When the Village Wakes Up
Mores transforms during its annual fiestas. Late June brings the San Juan celebrations, when the population quadruples as former residents return. Suddenly the quiet streets fill with children's laughter, elderly couples dance pasodobles in the plaza, and someone uncorks wine that's been ageing since last year's harvest. The August summer fiesta adds bull-running through specially erected barriers—though these are young bulls, more curious than dangerous, and the whole affair feels more community barbecue than Pamplona spectacle.
September marks the vendimia (grape harvest), when mechanical harvesters work through the night to beat incoming weather.

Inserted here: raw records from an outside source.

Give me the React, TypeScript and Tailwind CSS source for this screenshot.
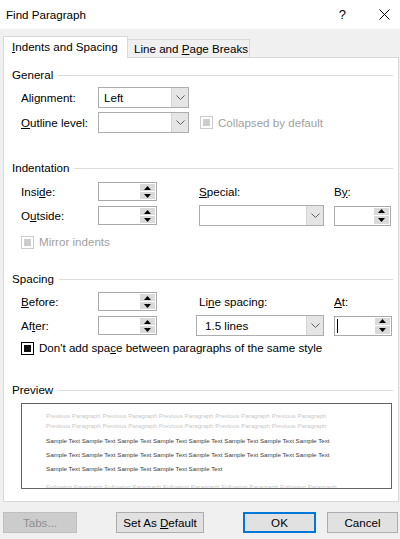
import React from "react";

const Chevron = () => (
  <svg width="9" height="5" viewBox="0 0 9 5" fill="none">
    <path d="M0.5 0.5 L4.5 4.5 L8.5 0.5" stroke="#606060" strokeWidth="1" />
  </svg>
);

const Dropdown = ({ w, h = 21, value = "", pl = 5 }: { w: number; h?: number; value?: string; pl?: number }) => (
  <div className="flex border border-[#adadad] bg-white" style={{ width: w, height: h }}>
    <div className="flex-1 flex items-center text-black" style={{ paddingLeft: pl }}>
      {value}
    </div>
    <div className="w-[17px] bg-[#e5e5e5] border-l border-[#d4d4d4] flex items-center justify-center">
      <Chevron />
    </div>
  </div>
);

const TriUp = () => (
  <svg width="7" height="4" viewBox="0 0 7 4">
    <path d="M0 4 L3.5 0 L7 4 Z" fill="#000" />
  </svg>
);
const TriDown = () => (
  <svg width="7" height="4" viewBox="0 0 7 4">
    <path d="M0 0 L3.5 4 L7 0 Z" fill="#000" />
  </svg>
);

const Spin = ({ w = 59, h = 19, cursor = false }: { w?: number; h?: number; cursor?: boolean }) => (
  <div className="flex border border-[#a9a9a9] bg-white" style={{ width: w, height: h }}>
    <div className="flex-1 flex items-center pl-[2px]">
      {cursor && <div className="w-px h-[14px] bg-black" />}
    </div>
    <div className="w-[15px] mr-[1px] my-[1px] flex flex-col gap-px">
      <div className="flex-1 bg-[#dadada] flex items-center justify-center">
        <TriUp />
      </div>
      <div className="flex-1 bg-[#dadada] flex items-center justify-center">
        <TriDown />
      </div>
    </div>
  </div>
);

const Heading = ({ children, mt }: { children: React.ReactNode; mt: string }) => (
  <div className={`flex items-center h-[16px] pl-[8px] pr-[5px] ${mt}`}>
    <span className="text-black">{children}</span>
    <div className="flex-1 h-px bg-[#dcdcdc] ml-[5px]" />
  </div>
);

const Label = ({ children, w }: { children: React.ReactNode; w: number }) => (
  <div className="shrink-0 text-black whitespace-nowrap" style={{ width: w }}>
    {children}
  </div>
);

export default function App() {
  const sample8 = Array(8).fill("Sample Text").join(" ");
  const sample5 = Array(5).fill("Sample Text").join(" ");
  const prev = Array(5).fill("Previous Paragraph").join(" ");
  const follow = Array(5).fill("Following Paragraph").join(" ");

  return (
    <div className="w-[400px] h-[539px] bg-[#f0f0f0] overflow-hidden font-['Liberation_Sans',Arial,sans-serif] text-[11.6px] leading-none text-black">
      {/* Title bar */}
      <div className="h-[29px] bg-white flex items-center pl-[6px]">
        <span className="text-[11.6px]">Find Paragraph</span>
        <span className="ml-auto text-[13px] mr-[33px]">?</span>
        <svg width="11" height="11" viewBox="0 0 11 11" className="mr-[10px]">
          <path d="M0.5 0.5 L10.5 10.5 M10.5 0.5 L0.5 10.5" stroke="#000" strokeWidth="1" />
        </svg>
      </div>

      {/* Tabs */}
      <div className="h-[28px] pl-[3px] flex items-end">
        <div className="relative z-10 w-[125px] h-[22px] -mb-px bg-white border border-[#d9d9d9] border-b-0 flex items-center pl-[8px] pb-[1px] whitespace-nowrap">
          <span>
            <u>I</u>ndents and Spacing
          </span>
        </div>
        <div className="w-[122px] h-[18px] bg-[#f0f0f0] border border-[#d9d9d9] border-l-0 border-b-0 flex items-center pl-[6px] whitespace-nowrap">
          <span>
            Line and <u>P</u>age Breaks
          </span>
        </div>
      </div>

      {/* Panel */}
      <div className="ml-[3px] w-[396px] h-[445px] bg-white border border-[#d9d9d9] flex flex-col">
        <Heading mt="mt-[9px]">General</Heading>
        <div className="mt-[4px] h-[21px] pl-[17px] flex items-center">
          <Label w={77}>
            Ali<u>g</u>nment:
          </Label>
          <Dropdown w={91} value="Left" />
        </div>
        <div className="mt-[4px] h-[21px] pl-[17px] flex items-center">
          <Label w={77}>
            <u>O</u>utline level:
          </Label>
          <Dropdown w={91} />
          <div className="ml-[11px] w-[13px] h-[13px] border border-[#cccccc] p-[2px]">
            <div className="w-full h-full bg-[#cccccc]" />
          </div>
          <span className="ml-[5px] text-[#a0a0a0] whitespace-nowrap">Collapsed by default</span>
        </div>

        <Heading mt="mt-[27px]">Indentation</Heading>
        <div className="mt-[6px] h-[19px] pl-[17px] flex items-center">
          <Label w={77}>
            Insi<u>d</u>e:
          </Label>
          <Spin />
          <div className="ml-[42px]">
            <Label w={135}>
              <u>S</u>pecial:
            </Label>
          </div>
          <Label w={40}>
            B<u>y</u>:
          </Label>
        </div>
        <div className="mt-[4px] h-[21px] pl-[17px] flex items-center">
          <Label w={77}>
            O<u>u</u>tside:
          </Label>
          <Spin />
          <div className="ml-[42px]">
            <Dropdown w={125} />
          </div>
          <div className="ml-[10px]">
            <Spin w={57} h={20} />
          </div>
        </div>
        <div className="mt-[8px] h-[16px] pl-[17px] flex items-center">
          <div className="w-[13px] h-[13px] border border-[#cccccc] p-[2px]">
            <div className="w-full h-full bg-[#cccccc]" />
          </div>
          <span className="ml-[5px] text-[#a0a0a0]">Mirror indents</span>
        </div>

        <Heading mt="mt-[21px]">Spacing</Heading>
        <div className="mt-[5px] h-[19px] pl-[17px] flex items-center">
          <Label w={77}>
            <u>B</u>efore:
          </Label>
          <Spin />
          <div className="ml-[42px]">
            <Label w={135}>
              Li<u>n</u>e spacing:
            </Label>
          </div>
          <Label w={40}>
            <u>A</u>t:
          </Label>
        </div>
        <div className="mt-[4px] h-[21px] pl-[17px] flex items-center">
          <Label w={77}>
            Af<u>t</u>er:
          </Label>
          <Spin />
          <div className="ml-[39px]">
            <Dropdown w={128} value="1.5 lines" pl={8} />
          </div>
          <div className="ml-[10px]">
            <Spin w={58} h={20} cursor />
          </div>
        </div>
        <div className="mt-[4px] h-[16px] pl-[17px] flex items-center">
          <div className="w-[13px] h-[13px] border border-black p-[2px]">
            <div className="w-full h-full bg-[#111]" />
          </div>
          <span className="ml-[5px] whitespace-nowrap">
            Don't add spa<u>c</u>e between paragraphs of the same style
          </span>
        </div>

        <Heading mt="mt-[26px]">Preview</Heading>
        <div className="mt-[5px] ml-[17px] w-[371px] h-[86px] border border-[#646464] overflow-hidden pl-[24px] text-[6.2px] whitespace-nowrap">
          <div className="pt-[7px] leading-[10px] text-[#c8c8c8]">
            <div>{prev}</div>
            <div>{prev}</div>
          </div>
          <div className="mt-[3px] leading-[14px] text-[#3c3c3c]">
            <div>{sample8}</div>
            <div>{sample8}</div>
            <div>{sample5}</div>
          </div>
          <div className="mt-[6px] leading-[10px] text-[#c8c8c8]">{follow}</div>
        </div>
      </div>

      {/* Buttons */}
      <div className="mt-[10px] flex">
        <div className="ml-[3px] w-[74px] h-[21px] bg-[#cccccc] border border-[#bfbfbf] text-[#8f8f8f] flex items-center justify-center">
          Tabs...
        </div>
        <div className="ml-[39px] w-[88px] h-[21px] bg-[#e1e1e1] border border-[#adadad] flex items-center justify-center whitespace-nowrap">
          <span>
            Set As <u>D</u>efault
          </span>
        </div>
        <div className="ml-[39px] w-[73px] h-[21px] bg-[#e1e1e1] border-2 border-[#0078d7] flex items-center justify-center">
          OK
        </div>
        <div className="ml-[11px] w-[71px] h-[21px] bg-[#e1e1e1] border border-[#adadad] flex items-center justify-center">
          Cancel
        </div>
      </div>
    </div>
  );
}
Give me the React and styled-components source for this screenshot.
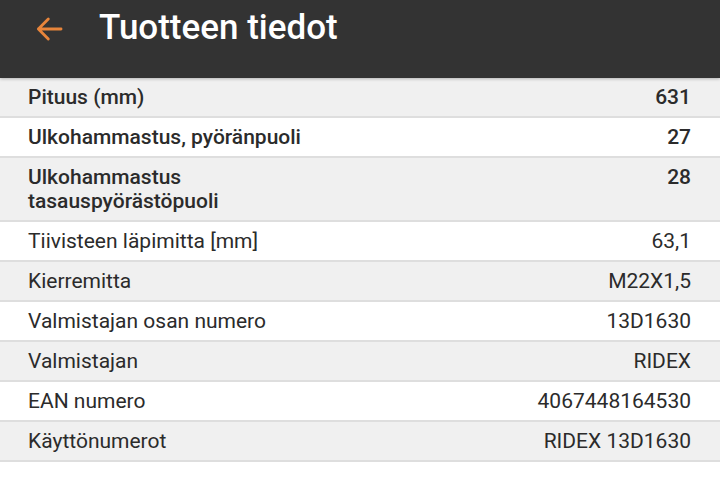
import styled, { createGlobalStyle } from "styled-components";

const GlobalStyle = createGlobalStyle`
  html, body {
    margin: 0;
    padding: 0;
    background: #ffffff;
    font-family: Roboto, "Noto Sans", sans-serif;
  }
`;

const Page = styled.div`
  width: 720px;
  min-height: 492px;
  background: #ffffff;
`;

const Header = styled.header`
  display: flex;
  align-items: flex-start;
  height: 78px;
  background: #333333;
  padding: 0 0 0 30px;
  box-sizing: border-box;
  box-shadow: 0 1px 3px rgba(0, 0, 0, 0.25);
  position: relative;
`;

const BackButton = styled.button`
  display: flex;
  align-items: center;
  justify-content: center;
  width: 38px;
  height: 38px;
  margin-top: 10px;
  padding: 0;
  border: none;
  background: none;
  cursor: pointer;
`;

const Title = styled.h1`
  margin: 5px 0 0 31px;
  color: #ffffff;
  font-size: 35px;
  font-weight: 500;
  line-height: 46px;
`;

const List = styled.div`
  display: flex;
  flex-direction: column;
`;

const Row = styled.div`
  display: flex;
  justify-content: space-between;
  align-items: flex-start;
  gap: 24px;
  padding: 7px 29px 7px 28px;
  background: ${(p) => (p.$shaded ? "#f0f0f0" : "#ffffff")};
  border-bottom: 2px solid #dedede;
  color: #2b2b2b;
  font-size: 21px;
  line-height: 24px;
  font-weight: ${(p) => (p.$strong ? 500 : 400)};
`;

const Label = styled.span`
  max-width: ${(p) => (p.$narrow ? "280px" : "none")};
`;

const Value = styled.span`
  text-align: right;
  white-space: nowrap;
`;

const rows = [
  { label: "Pituus (mm)", value: "631", strong: true },
  { label: "Ulkohammastus, pyöränpuoli", value: "27", strong: true },
  { label: "Ulkohammastus tasauspyörästöpuoli", value: "28", strong: true, narrow: true },
  { label: "Tiivisteen läpimitta [mm]", value: "63,1" },
  { label: "Kierremitta", value: "M22X1,5" },
  { label: "Valmistajan osan numero", value: "13D1630" },
  { label: "Valmistajan", value: "RIDEX" },
  { label: "EAN numero", value: "4067448164530" },
  { label: "Käyttönumerot", value: "RIDEX 13D1630" },
];

function ArrowBack() {
  return (
    <svg width="34" height="34" viewBox="0 0 24 24" fill="none">
      <path
        d="M20.5 12H4.5M11.5 5L4.5 12l7 7"
        stroke="#e8853b"
        strokeWidth="2"
        strokeLinecap="round"
        strokeLinejoin="round"
      />
    </svg>
  );
}

export default function App() {
  return (
    <Page>
      <GlobalStyle />
      <Header>
        <BackButton aria-label="Takaisin">
          <ArrowBack />
        </BackButton>
        <Title>Tuotteen tiedot</Title>
      </Header>
      <List>
        {rows.map((r, i) => (
          <Row key={r.label} $shaded={i % 2 === 0} $strong={r.strong}>
            <Label $narrow={r.narrow}>{r.label}</Label>
            <Value>{r.value}</Value>
          </Row>
        ))}
      </List>
    </Page>
  );
}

Watch from the roadside as these strange machines straddle the vines, shaking grapes loose with rubber fingers. The air fills with the sweet, almost alcoholic smell of crushed fruit. Some families still harvest small plots by hand, their conversations carrying across the vineyards in the clear morning air.
Winter brings its own harsh beauty. When the cierzo blows—Aragon's notorious north wind—temperatures plummet and the village seems to huddle into itself. But clear days reveal the distant Moncayo massif, snow-capped and magnificent against blue skies. This is when locals retreat to their bodegas, those cave-like rooms dug into hillsides where wine ferments and legs of ham age slowly in the perfect conditions of constant temperature and humidity.
The train still passes twice daily but no longer stops—passenger service ended in the 1980s. Freight trains rumble through carrying Zaragoza-manufactured cars to Mediterranean ports, their mournful whistles providing Mores with its most regular soundtrack. Stand by the level crossing at sunset, watch the lights stretch across the darkening vineyards, and you'll understand why some places don't need to be beautiful to be unforgettable. They just need to be real.